Start EXCERPTED DATA
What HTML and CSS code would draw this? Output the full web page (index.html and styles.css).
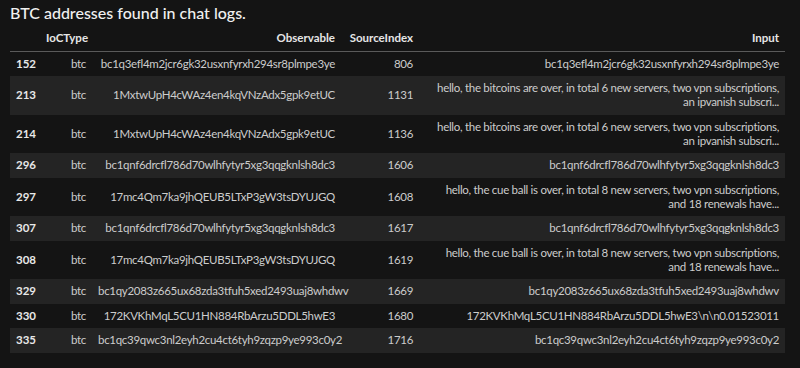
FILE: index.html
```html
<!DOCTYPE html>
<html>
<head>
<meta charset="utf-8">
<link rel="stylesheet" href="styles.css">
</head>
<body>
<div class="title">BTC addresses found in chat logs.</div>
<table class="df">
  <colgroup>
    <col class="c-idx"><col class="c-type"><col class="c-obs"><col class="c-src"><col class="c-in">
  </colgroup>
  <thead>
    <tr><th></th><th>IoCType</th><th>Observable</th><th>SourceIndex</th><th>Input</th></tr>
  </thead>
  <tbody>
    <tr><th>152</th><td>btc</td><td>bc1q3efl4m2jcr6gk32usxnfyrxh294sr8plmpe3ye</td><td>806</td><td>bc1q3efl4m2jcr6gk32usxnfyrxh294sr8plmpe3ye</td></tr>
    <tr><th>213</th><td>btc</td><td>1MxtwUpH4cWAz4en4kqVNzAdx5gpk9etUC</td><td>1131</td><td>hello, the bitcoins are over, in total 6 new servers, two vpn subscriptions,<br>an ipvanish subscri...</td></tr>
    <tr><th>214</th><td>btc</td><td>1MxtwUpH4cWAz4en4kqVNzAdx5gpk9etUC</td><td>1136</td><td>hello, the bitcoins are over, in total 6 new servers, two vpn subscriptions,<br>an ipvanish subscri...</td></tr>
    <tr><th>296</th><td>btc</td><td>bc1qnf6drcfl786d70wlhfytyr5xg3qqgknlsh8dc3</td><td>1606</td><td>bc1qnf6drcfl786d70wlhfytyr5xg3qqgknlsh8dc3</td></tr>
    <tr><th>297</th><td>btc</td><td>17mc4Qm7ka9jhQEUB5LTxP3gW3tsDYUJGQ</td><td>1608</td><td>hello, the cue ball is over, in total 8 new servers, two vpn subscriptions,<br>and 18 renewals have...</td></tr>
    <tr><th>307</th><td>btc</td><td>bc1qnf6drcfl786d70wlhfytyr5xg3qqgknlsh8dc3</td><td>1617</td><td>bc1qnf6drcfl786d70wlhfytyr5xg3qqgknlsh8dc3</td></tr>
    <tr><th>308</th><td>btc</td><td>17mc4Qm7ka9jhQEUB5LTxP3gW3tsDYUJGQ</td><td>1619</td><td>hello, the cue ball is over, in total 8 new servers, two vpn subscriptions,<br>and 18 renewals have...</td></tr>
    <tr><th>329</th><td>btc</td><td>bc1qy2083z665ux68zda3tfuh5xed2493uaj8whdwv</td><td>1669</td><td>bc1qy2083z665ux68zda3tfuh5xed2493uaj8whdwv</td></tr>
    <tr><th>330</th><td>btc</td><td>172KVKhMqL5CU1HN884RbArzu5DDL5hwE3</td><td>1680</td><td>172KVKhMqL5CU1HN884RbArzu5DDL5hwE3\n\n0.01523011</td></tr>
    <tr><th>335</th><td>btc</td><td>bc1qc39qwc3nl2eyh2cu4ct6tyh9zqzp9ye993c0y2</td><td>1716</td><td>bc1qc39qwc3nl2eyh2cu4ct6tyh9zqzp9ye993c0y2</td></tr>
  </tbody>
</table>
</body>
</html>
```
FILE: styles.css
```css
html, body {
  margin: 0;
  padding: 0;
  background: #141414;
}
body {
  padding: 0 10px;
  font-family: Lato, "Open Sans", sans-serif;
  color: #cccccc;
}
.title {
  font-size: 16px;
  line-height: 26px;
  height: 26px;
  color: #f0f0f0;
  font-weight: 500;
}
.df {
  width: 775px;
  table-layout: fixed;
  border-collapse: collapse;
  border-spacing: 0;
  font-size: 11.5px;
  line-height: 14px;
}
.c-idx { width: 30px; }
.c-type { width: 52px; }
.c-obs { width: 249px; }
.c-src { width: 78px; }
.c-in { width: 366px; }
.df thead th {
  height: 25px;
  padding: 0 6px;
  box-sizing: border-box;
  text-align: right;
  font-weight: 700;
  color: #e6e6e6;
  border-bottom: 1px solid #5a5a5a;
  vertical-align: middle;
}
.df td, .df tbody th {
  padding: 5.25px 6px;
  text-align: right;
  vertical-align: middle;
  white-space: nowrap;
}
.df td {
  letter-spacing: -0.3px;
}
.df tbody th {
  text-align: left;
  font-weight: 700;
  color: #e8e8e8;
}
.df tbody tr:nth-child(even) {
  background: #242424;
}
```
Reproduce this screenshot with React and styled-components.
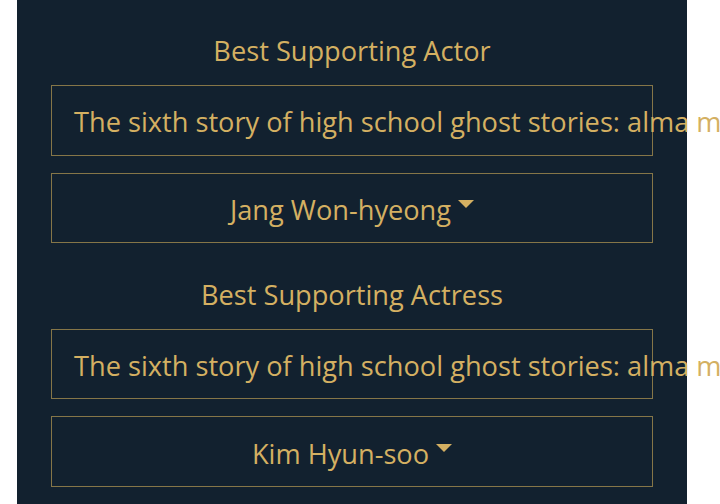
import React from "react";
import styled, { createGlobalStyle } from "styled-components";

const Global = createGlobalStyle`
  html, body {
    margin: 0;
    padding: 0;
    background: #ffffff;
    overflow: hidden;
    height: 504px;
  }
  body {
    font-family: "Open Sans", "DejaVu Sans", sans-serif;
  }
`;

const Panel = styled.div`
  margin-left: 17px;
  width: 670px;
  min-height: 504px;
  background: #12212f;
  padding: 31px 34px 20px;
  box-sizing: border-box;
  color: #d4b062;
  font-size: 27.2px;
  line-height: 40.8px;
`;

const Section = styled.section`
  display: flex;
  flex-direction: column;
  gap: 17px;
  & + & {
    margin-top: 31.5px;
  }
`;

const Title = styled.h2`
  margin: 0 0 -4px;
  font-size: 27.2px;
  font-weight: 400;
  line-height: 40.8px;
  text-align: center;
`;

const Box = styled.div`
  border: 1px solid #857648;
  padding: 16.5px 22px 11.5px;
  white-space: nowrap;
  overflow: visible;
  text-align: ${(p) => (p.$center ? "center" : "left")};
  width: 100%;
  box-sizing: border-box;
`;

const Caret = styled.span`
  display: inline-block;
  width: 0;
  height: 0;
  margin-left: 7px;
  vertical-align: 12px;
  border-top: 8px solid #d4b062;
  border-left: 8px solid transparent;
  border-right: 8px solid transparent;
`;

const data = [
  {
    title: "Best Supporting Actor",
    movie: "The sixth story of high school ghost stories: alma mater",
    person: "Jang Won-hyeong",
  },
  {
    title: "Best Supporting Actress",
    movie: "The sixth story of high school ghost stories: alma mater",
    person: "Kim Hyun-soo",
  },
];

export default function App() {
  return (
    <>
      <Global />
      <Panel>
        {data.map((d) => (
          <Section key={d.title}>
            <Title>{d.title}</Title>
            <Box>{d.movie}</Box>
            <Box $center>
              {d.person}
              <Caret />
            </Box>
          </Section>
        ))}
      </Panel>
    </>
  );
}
End EXCERPTED DATA
» **SET TASK**:
Copy the material exactly. Do not include the pictures.

» **SOLUTION FOR THIS TASK**:
What HTML and CSS code would draw this? Output the full web page (index.html and styles.css).
FILE: index.html
```html
<!DOCTYPE html>
<html>
<head>
<meta charset="utf-8">
<link rel="stylesheet" href="styles.css">
</head>
<body>
<div class="title">BTC addresses found in chat logs.</div>
<table class="df">
  <colgroup>
    <col class="c-idx"><col class="c-type"><col class="c-obs"><col class="c-src"><col class="c-in">
  </colgroup>
  <thead>
    <tr><th></th><th>IoCType</th><th>Observable</th><th>SourceIndex</th><th>Input</th></tr>
  </thead>
  <tbody>
    <tr><th>152</th><td>btc</td><td>bc1q3efl4m2jcr6gk32usxnfyrxh294sr8plmpe3ye</td><td>806</td><td>bc1q3efl4m2jcr6gk32usxnfyrxh294sr8plmpe3ye</td></tr>
    <tr><th>213</th><td>btc</td><td>1MxtwUpH4cWAz4en4kqVNzAdx5gpk9etUC</td><td>1131</td><td>hello, the bitcoins are over, in total 6 new servers, two vpn subscriptions,<br>an ipvanish subscri...</td></tr>
    <tr><th>214</th><td>btc</td><td>1MxtwUpH4cWAz4en4kqVNzAdx5gpk9etUC</td><td>1136</td><td>hello, the bitcoins are over, in total 6 new servers, two vpn subscriptions,<br>an ipvanish subscri...</td></tr>
    <tr><th>296</th><td>btc</td><td>bc1qnf6drcfl786d70wlhfytyr5xg3qqgknlsh8dc3</td><td>1606</td><td>bc1qnf6drcfl786d70wlhfytyr5xg3qqgknlsh8dc3</td></tr>
    <tr><th>297</th><td>btc</td><td>17mc4Qm7ka9jhQEUB5LTxP3gW3tsDYUJGQ</td><td>1608</td><td>hello, the cue ball is over, in total 8 new servers, two vpn subscriptions,<br>and 18 renewals have...</td></tr>
    <tr><th>307</th><td>btc</td><td>bc1qnf6drcfl786d70wlhfytyr5xg3qqgknlsh8dc3</td><td>1617</td><td>bc1qnf6drcfl786d70wlhfytyr5xg3qqgknlsh8dc3</td></tr>
    <tr><th>308</th><td>btc</td><td>17mc4Qm7ka9jhQEUB5LTxP3gW3tsDYUJGQ</td><td>1619</td><td>hello, the cue ball is over, in total 8 new servers, two vpn subscriptions,<br>and 18 renewals have...</td></tr>
    <tr><th>329</th><td>btc</td><td>bc1qy2083z665ux68zda3tfuh5xed2493uaj8whdwv</td><td>1669</td><td>bc1qy2083z665ux68zda3tfuh5xed2493uaj8whdwv</td></tr>
    <tr><th>330</th><td>btc</td><td>172KVKhMqL5CU1HN884RbArzu5DDL5hwE3</td><td>1680</td><td>172KVKhMqL5CU1HN884RbArzu5DDL5hwE3\n\n0.01523011</td></tr>
    <tr><th>335</th><td>btc</td><td>bc1qc39qwc3nl2eyh2cu4ct6tyh9zqzp9ye993c0y2</td><td>1716</td><td>bc1qc39qwc3nl2eyh2cu4ct6tyh9zqzp9ye993c0y2</td></tr>
  </tbody>
</table>
</body>
</html>
```
FILE: styles.css
```css
html, body {
  margin: 0;
  padding: 0;
  background: #141414;
}
body {
  padding: 0 10px;
  font-family: Lato, "Open Sans", sans-serif;
  color: #cccccc;
}
.title {
  font-size: 16px;
  line-height: 26px;
  height: 26px;
  color: #f0f0f0;
  font-weight: 500;
}
.df {
  width: 775px;
  table-layout: fixed;
  border-collapse: collapse;
  border-spacing: 0;
  font-size: 11.5px;
  line-height: 14px;
}
.c-idx { width: 30px; }
.c-type { width: 52px; }
.c-obs { width: 249px; }
.c-src { width: 78px; }
.c-in { width: 366px; }
.df thead th {
  height: 25px;
  padding: 0 6px;
  box-sizing: border-box;
  text-align: right;
  font-weight: 700;
  color: #e6e6e6;
  border-bottom: 1px solid #5a5a5a;
  vertical-align: middle;
}
.df td, .df tbody th {
  padding: 5.25px 6px;
  text-align: right;
  vertical-align: middle;
  white-space: nowrap;
}
.df td {
  letter-spacing: -0.3px;
}
.df tbody th {
  text-align: left;
  font-weight: 700;
  color: #e8e8e8;
}
.df tbody tr:nth-child(even) {
  background: #242424;
}
```
Reproduce this screenshot with React and styled-components.
import React from "react";
import styled, { createGlobalStyle } from "styled-components";

const Global = createGlobalStyle`
  html, body {
    margin: 0;
    padding: 0;
    background: #ffffff;
    overflow: hidden;
    height: 504px;
  }
  body {
    font-family: "Open Sans", "DejaVu Sans", sans-serif;
  }
`;

const Panel = styled.div`
  margin-left: 17px;
  width: 670px;
  min-height: 504px;
  background: #12212f;
  padding: 31px 34px 20px;
  box-sizing: border-box;
  color: #d4b062;
  font-size: 27.2px;
  line-height: 40.8px;
`;

const Section = styled.section`
  display: flex;
  flex-direction: column;
  gap: 17px;
  & + & {
    margin-top: 31.5px;
  }
`;

const Title = styled.h2`
  margin: 0 0 -4px;
  font-size: 27.2px;
  font-weight: 400;
  line-height: 40.8px;
  text-align: center;
`;

const Box = styled.div`
  border: 1px solid #857648;
  padding: 16.5px 22px 11.5px;
  white-space: nowrap;
  overflow: visible;
  text-align: ${(p) => (p.$center ? "center" : "left")};
  width: 100%;
  box-sizing: border-box;
`;

const Caret = styled.span`
  display: inline-block;
  width: 0;
  height: 0;
  margin-left: 7px;
  vertical-align: 12px;
  border-top: 8px solid #d4b062;
  border-left: 8px solid transparent;
  border-right: 8px solid transparent;
`;

const data = [
  {
    title: "Best Supporting Actor",
    movie: "The sixth story of high school ghost stories: alma mater",
    person: "Jang Won-hyeong",
  },
  {
    title: "Best Supporting Actress",
    movie: "The sixth story of high school ghost stories: alma mater",
    person: "Kim Hyun-soo",
  },
];

export default function App() {
  return (
    <>
      <Global />
      <Panel>
        {data.map((d) => (
          <Section key={d.title}>
            <Title>{d.title}</Title>
            <Box>{d.movie}</Box>
            <Box $center>
              {d.person}
              <Caret />
            </Box>
          </Section>
        ))}
      </Panel>
    </>
  );
}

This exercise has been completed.